Source data:

◆ ◆ ◆ ◆

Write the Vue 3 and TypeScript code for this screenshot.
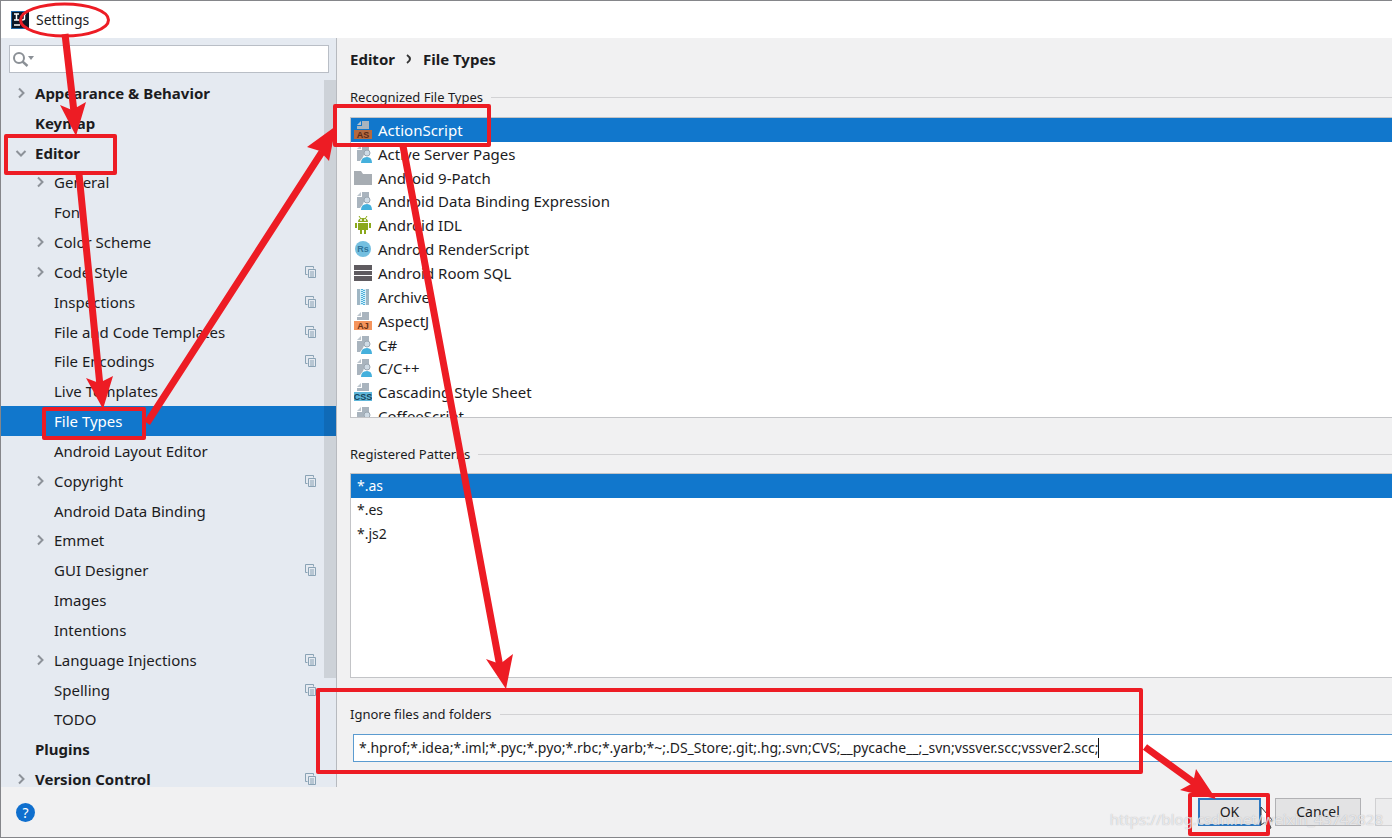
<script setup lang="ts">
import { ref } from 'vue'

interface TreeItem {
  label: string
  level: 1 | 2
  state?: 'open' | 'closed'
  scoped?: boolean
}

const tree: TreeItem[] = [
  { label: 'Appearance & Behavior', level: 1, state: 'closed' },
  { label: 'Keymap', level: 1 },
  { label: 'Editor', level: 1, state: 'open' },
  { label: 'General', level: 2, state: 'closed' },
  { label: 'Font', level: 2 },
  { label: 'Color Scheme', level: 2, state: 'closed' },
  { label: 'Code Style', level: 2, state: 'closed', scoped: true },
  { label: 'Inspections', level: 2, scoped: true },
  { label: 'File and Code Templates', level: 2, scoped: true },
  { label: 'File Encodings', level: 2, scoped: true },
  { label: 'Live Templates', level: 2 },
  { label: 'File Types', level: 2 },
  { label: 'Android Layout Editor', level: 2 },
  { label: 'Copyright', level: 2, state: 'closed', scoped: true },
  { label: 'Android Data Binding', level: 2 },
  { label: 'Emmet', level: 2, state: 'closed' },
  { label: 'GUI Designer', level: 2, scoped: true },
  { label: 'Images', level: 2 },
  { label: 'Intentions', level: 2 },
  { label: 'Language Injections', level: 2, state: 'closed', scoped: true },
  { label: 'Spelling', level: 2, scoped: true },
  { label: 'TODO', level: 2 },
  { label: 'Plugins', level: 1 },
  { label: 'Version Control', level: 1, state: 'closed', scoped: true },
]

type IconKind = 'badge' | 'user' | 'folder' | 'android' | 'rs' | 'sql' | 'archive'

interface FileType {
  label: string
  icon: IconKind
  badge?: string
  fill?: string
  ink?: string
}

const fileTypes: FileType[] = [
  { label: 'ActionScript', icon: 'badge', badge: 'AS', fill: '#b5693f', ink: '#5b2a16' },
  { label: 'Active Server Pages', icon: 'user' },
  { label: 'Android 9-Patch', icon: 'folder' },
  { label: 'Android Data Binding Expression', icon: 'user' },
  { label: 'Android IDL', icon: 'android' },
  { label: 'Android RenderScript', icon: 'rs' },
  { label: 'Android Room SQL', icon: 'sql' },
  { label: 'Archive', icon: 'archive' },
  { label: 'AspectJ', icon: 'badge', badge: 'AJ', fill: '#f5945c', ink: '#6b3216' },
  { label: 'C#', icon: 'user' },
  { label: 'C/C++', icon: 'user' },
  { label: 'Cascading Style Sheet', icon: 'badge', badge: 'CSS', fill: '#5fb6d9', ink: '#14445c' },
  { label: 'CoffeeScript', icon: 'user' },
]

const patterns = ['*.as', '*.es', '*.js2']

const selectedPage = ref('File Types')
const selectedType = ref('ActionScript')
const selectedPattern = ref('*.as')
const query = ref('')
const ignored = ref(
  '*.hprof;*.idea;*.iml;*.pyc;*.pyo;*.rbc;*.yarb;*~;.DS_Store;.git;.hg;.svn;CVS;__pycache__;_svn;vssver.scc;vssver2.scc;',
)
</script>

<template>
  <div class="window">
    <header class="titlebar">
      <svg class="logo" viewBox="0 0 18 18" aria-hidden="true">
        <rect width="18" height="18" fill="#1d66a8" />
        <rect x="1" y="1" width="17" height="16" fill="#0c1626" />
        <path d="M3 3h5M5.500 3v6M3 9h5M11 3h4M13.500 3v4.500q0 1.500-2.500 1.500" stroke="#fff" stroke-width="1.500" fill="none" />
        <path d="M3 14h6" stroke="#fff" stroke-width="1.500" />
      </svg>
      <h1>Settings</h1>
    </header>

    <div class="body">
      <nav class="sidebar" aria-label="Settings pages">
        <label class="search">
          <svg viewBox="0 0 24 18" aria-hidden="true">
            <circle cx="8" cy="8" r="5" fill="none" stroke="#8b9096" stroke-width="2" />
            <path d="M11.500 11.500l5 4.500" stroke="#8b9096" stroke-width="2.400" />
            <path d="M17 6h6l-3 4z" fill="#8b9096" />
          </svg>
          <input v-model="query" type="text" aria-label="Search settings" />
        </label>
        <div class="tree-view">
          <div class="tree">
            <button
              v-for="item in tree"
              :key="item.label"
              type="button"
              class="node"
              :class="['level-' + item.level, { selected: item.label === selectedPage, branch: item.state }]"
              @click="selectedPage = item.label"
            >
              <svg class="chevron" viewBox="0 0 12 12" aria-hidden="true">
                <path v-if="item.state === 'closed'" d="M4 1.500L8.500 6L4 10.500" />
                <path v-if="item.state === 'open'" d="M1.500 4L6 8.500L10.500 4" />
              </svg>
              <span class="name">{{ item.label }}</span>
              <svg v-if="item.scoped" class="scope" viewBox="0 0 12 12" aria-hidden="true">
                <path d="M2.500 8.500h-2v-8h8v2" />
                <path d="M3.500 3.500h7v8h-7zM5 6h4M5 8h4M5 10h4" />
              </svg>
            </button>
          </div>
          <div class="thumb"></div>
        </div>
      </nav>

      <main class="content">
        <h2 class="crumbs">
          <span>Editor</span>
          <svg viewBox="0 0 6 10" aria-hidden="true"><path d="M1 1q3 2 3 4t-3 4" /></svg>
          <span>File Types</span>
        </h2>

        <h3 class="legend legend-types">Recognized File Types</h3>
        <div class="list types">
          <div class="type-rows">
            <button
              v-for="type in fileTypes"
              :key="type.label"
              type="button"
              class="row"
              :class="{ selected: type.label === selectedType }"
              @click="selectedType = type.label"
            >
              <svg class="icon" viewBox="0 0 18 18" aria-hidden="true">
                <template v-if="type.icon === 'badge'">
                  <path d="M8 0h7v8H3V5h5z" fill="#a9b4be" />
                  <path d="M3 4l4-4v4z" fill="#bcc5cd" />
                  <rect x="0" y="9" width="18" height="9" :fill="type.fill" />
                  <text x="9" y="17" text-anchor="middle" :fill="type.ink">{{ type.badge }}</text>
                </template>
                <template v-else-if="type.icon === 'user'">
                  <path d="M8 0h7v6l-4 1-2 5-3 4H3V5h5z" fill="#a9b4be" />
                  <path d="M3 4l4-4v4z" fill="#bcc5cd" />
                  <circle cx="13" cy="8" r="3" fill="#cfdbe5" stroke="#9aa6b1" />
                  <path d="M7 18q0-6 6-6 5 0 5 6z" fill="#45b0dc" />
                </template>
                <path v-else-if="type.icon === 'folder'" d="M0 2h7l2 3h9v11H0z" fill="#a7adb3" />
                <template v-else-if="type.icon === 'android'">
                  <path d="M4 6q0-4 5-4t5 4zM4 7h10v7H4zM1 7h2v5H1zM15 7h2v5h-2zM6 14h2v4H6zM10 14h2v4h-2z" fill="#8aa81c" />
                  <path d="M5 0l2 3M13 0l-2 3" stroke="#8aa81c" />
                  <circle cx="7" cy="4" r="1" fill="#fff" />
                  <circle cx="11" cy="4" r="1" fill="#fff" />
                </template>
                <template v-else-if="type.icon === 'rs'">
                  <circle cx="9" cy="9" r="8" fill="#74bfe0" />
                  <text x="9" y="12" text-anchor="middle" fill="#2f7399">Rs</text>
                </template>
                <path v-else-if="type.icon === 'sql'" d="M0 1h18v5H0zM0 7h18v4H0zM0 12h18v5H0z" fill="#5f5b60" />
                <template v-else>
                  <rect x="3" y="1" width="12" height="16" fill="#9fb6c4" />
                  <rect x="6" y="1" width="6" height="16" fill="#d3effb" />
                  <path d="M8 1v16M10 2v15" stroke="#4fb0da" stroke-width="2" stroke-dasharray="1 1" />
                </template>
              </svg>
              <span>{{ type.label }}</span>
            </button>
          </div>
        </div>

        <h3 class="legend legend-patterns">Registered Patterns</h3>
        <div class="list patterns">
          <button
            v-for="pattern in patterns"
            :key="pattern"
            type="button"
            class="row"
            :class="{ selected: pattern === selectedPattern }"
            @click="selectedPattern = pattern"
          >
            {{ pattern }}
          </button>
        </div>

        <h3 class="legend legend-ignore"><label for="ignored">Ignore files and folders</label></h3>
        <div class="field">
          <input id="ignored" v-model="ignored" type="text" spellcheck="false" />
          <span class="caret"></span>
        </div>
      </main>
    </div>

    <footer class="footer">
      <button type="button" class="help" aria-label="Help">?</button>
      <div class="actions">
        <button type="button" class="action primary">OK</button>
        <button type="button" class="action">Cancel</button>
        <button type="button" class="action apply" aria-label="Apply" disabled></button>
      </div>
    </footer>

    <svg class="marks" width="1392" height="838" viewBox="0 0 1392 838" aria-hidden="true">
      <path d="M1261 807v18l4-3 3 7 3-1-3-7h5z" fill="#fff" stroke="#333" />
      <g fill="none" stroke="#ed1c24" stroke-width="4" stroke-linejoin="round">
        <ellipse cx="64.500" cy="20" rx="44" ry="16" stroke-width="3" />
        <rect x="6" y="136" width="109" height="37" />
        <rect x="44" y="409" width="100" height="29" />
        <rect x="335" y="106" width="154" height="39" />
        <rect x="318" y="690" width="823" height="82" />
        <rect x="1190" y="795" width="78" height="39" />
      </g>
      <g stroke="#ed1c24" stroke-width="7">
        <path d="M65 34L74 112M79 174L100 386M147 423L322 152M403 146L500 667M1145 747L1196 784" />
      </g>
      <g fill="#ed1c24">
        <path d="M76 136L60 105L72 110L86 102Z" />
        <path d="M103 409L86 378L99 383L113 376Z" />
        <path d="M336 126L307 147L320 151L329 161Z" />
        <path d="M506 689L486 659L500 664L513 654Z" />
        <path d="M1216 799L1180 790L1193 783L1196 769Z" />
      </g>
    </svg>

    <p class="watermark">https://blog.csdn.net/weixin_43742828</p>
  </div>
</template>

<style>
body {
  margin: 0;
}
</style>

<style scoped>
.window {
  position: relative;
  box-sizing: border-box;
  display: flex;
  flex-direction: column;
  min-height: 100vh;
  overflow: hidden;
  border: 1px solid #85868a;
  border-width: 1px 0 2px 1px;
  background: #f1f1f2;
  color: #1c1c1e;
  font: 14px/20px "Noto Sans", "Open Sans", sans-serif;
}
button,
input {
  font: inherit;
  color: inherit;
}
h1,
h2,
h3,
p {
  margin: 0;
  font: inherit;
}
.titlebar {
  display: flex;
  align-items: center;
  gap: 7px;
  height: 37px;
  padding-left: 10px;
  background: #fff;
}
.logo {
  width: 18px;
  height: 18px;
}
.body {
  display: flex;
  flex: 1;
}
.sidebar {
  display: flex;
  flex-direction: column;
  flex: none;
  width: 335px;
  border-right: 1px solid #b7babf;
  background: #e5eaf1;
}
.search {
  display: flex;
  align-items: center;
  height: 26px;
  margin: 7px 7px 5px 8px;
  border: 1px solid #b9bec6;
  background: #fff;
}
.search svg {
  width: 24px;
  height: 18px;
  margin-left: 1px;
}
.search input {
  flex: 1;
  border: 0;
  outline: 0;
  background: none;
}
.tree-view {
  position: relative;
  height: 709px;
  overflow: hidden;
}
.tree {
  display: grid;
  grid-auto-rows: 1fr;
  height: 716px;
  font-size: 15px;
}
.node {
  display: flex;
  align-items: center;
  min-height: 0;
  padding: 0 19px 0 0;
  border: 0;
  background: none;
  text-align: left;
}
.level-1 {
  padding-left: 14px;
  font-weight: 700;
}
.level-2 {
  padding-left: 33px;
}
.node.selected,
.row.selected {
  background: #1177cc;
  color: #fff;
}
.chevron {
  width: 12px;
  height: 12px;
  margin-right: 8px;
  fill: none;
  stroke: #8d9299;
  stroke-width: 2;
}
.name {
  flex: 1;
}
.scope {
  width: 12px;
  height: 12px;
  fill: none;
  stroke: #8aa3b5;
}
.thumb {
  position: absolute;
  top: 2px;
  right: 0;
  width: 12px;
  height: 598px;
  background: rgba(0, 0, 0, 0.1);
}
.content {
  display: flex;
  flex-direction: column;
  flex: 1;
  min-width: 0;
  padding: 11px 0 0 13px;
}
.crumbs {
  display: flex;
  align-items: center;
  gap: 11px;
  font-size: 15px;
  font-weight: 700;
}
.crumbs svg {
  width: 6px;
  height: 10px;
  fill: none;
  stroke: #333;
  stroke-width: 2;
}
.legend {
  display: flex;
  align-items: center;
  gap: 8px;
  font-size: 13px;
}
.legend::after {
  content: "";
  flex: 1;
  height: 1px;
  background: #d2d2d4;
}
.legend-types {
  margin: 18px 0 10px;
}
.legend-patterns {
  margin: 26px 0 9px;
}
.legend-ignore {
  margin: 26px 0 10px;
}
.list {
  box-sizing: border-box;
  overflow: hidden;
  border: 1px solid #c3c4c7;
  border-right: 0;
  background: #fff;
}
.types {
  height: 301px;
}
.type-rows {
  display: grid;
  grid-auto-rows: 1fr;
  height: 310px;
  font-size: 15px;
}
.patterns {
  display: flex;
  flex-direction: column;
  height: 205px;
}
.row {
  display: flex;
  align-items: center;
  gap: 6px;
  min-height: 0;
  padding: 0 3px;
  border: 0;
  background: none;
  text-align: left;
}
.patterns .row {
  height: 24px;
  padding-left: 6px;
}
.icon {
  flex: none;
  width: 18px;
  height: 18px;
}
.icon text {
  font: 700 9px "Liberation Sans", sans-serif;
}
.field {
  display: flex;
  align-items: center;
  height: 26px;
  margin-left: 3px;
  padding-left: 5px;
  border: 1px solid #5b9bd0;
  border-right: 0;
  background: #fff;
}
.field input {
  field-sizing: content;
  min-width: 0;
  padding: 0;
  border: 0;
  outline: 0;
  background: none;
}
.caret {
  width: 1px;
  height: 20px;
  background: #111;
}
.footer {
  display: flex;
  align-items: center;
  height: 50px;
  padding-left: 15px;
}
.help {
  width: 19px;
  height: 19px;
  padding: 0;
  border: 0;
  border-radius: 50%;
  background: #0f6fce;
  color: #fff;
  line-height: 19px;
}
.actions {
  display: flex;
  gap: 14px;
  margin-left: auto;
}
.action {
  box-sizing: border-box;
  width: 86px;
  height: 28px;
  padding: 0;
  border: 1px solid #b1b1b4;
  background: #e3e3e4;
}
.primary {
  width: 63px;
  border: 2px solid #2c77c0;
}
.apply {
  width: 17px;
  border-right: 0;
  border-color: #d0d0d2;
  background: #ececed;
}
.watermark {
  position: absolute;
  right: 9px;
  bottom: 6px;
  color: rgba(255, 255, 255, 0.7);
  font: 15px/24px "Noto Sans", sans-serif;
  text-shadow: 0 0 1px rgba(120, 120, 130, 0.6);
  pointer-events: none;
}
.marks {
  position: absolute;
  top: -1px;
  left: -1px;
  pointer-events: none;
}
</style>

◆ ◆ ◆ ◆

Task details: Leave out the pictures. Transcribe only the lines above, from the first through the one that contains "type IconKind = 'badge'".

Answer:
Write the Vue 3 and TypeScript code for this screenshot.
<script setup lang="ts">
import { ref } from 'vue'

interface TreeItem {
  label: string
  level: 1 | 2
  state?: 'open' | 'closed'
  scoped?: boolean
}

const tree: TreeItem[] = [
  { label: 'Appearance & Behavior', level: 1, state: 'closed' },
  { label: 'Keymap', level: 1 },
  { label: 'Editor', level: 1, state: 'open' },
  { label: 'General', level: 2, state: 'closed' },
  { label: 'Font', level: 2 },
  { label: 'Color Scheme', level: 2, state: 'closed' },
  { label: 'Code Style', level: 2, state: 'closed', scoped: true },
  { label: 'Inspections', level: 2, scoped: true },
  { label: 'File and Code Templates', level: 2, scoped: true },
  { label: 'File Encodings', level: 2, scoped: true },
  { label: 'Live Templates', level: 2 },
  { label: 'File Types', level: 2 },
  { label: 'Android Layout Editor', level: 2 },
  { label: 'Copyright', level: 2, state: 'closed', scoped: true },
  { label: 'Android Data Binding', level: 2 },
  { label: 'Emmet', level: 2, state: 'closed' },
  { label: 'GUI Designer', level: 2, scoped: true },
  { label: 'Images', level: 2 },
  { label: 'Intentions', level: 2 },
  { label: 'Language Injections', level: 2, state: 'closed', scoped: true },
  { label: 'Spelling', level: 2, scoped: true },
  { label: 'TODO', level: 2 },
  { label: 'Plugins', level: 1 },
  { label: 'Version Control', level: 1, state: 'closed', scoped: true },
]

type IconKind = 'badge' | 'user' | 'folder' | 'android' | 'rs' | 'sql' | 'archive'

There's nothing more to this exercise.